Book Review: “Out of the Crisis” by W. Edwards Deming

Out of the Crisis book cover

I’ve spent some time around John Willis, one of the thought leaders in the DevOps movement. If you spend any time at all around John, you’re bound to hear him talk about W. Edwards Deming and the idea that Deming laid many of the foundational principles and practices of DevOps. After reading Deming’s book, Out of the Crisis, I have to agree. And now I’m a fan of Deming, too. Not as much as John (just look at his Twitter avatar), but a big fan nonetheless.

John, thanks for inspiring me to read the book. It was well worth it.

The crux of the book is identifying and explaining Deming’s 14 Points for Management. Keep in mind this book was published in 1982 and was based on Deming’s experience in post-World War II Japan during the 50’s and 60’s, which makes his points that much more remarkable. He was way ahead of his time.

Here are four of my big takeaways from the book.

1. Leadership should be focused on the system.
We all know leadership is important. Deming had an interesting spin on leadership and its focus. Instead of treating people as underperformers or overperformers, arbitrarily setting goals, or managing simply “by the numbers”, leadership should focus on understanding the system, controlling the system, and improving the system.

This was one of my favorite threads throughout the book. Here are some choice quotes about the role of leadership.

“The supposition is prevalent the world over that there would be no problems in production or in service if only our production workers would do their jobs in the way that they were taught. Pleasant dreams. The workers are handicapped by the system, and the system belongs to management.”

“The aim of leadership should be to improve the performance of man and machine, to improve quality, to increase output, and simultaneously to bring pride of workmanship to people. Put in a negative way, the aim of leadership is not merely to find and record failures of men, but to remove the causes of failure: to help people to do a better job with less effort.”

“Cease to blame employees for problems of the system. Management should be held responsible for faults of the system. People need to feel secure to make suggestions. Management must follow through on suggestions.”

“Beat horses, and they will run faster—for a while.”

2. You need statistical control to have any hope of achieving improvement.
Statistical control is the limitation of variation within the system. All of those statistics terms we learned in high school or college — mean, standard deviation (to establish upper and lower control limits), conditional probabilities — here’s where we get to apply them.

If the system is not in a state of statistical control, you can’t improve it because you won’t have any idea whether changes you’re making to improve the system are having the intended effect.

“Statistical control opened the way to engineering innovation. Without statistical control, the process was in unstable chaos, the noise of which would mask the effect of any attempt to bring improvement.”

The system will produce what the system is capable of producing in terms of throughput, defect rate (quality), and cost. You have to change the capability of the system to get a different result. Management’s tendency to set (arbitrary) numerical goals in the hopes of improving results is pointless without changes in the system. Merely saying, “We’re setting a goal of 10% more [whatever you want more of]” because, “It’s what we want and we think it’s reasonable,” is not a sound approach for improvement.
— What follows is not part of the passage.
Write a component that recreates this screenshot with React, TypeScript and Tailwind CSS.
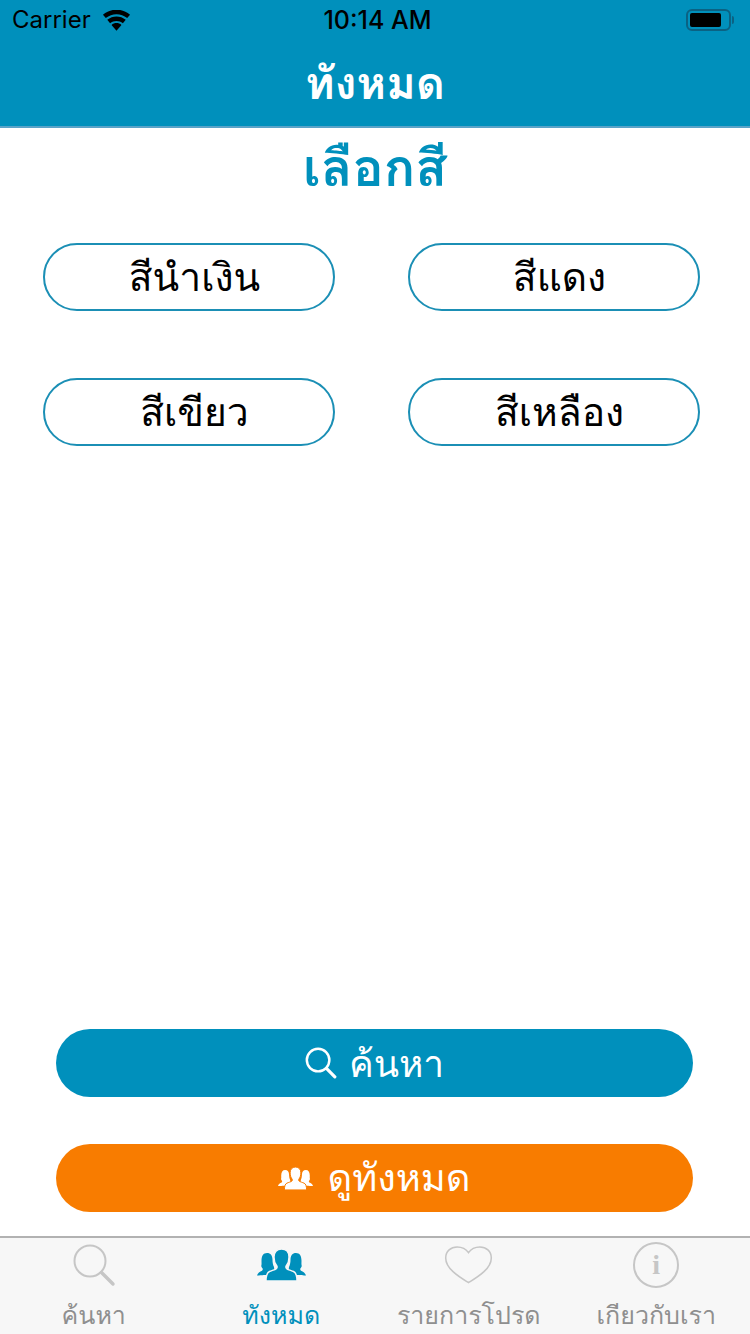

“If you have a stable system, then there is no use to specify a goal. You will get whatever the system will deliver. A goal beyond the capability of the system will not be reached.”

There’s also a difference between “common causes” of variability and “special causes”. If you don’t recognize which is which, any effort to change the system could either destabilize the system (and increase variability) or waste time and money.

In today’s world, automation has a big part to play in reducing variability and bringing the system into statistical control. Computers are great at doing the something over and over again the same way every time. No variability.

3. Focus on quality first. Throughput will follow.
Build in quality throughout the process — not just at the end. Don’t rely on inspection. This philosophy has implications for organizations using a more traditional quality assurance approach which puts the bulk of testing at the end of the process.

“Folklore has it in America that quality and production are incompatible: that you can not have both. A plant manager will usually tell you that it is either or. In his experience, if he pushes quality, he falls behind in production. If he pushes production, his quality suffers. This will be his experience when he knows not what quality is nor how to achieve it.”

The State of DevOps Reports have shown that stability (quality) and throughput move together in high-performing organizations, confirming Deming’s point. It’s not a tradeoff.

Deming’s answer for why this is? Less rework. This is a fundamental principle of lean.

If you focus on increasing throughput without improving quality first, you run the risk of just producing crap faster and at a higher cost.

4. Deming was in the DevOps movement.
A lot of the philosophies Deming espouses are ones we hold in the DevOps movement today. Here are a couple of quotes.

“Drive out fear, so that everyone may work effectively for the company.”

This brings Sydney Dekker’s Just Culture and John Allspaw’s Blameless Postmortems to mind. Deming is talking about creating a culture that balances safety and accountability.

“Break down barriers between departments.”

Sound a little like Sharing in CALMS?

Of course, Deming obviously has a lot to share about lean, automation, and measurement, too. See earlier points — or read the book to see for yourself.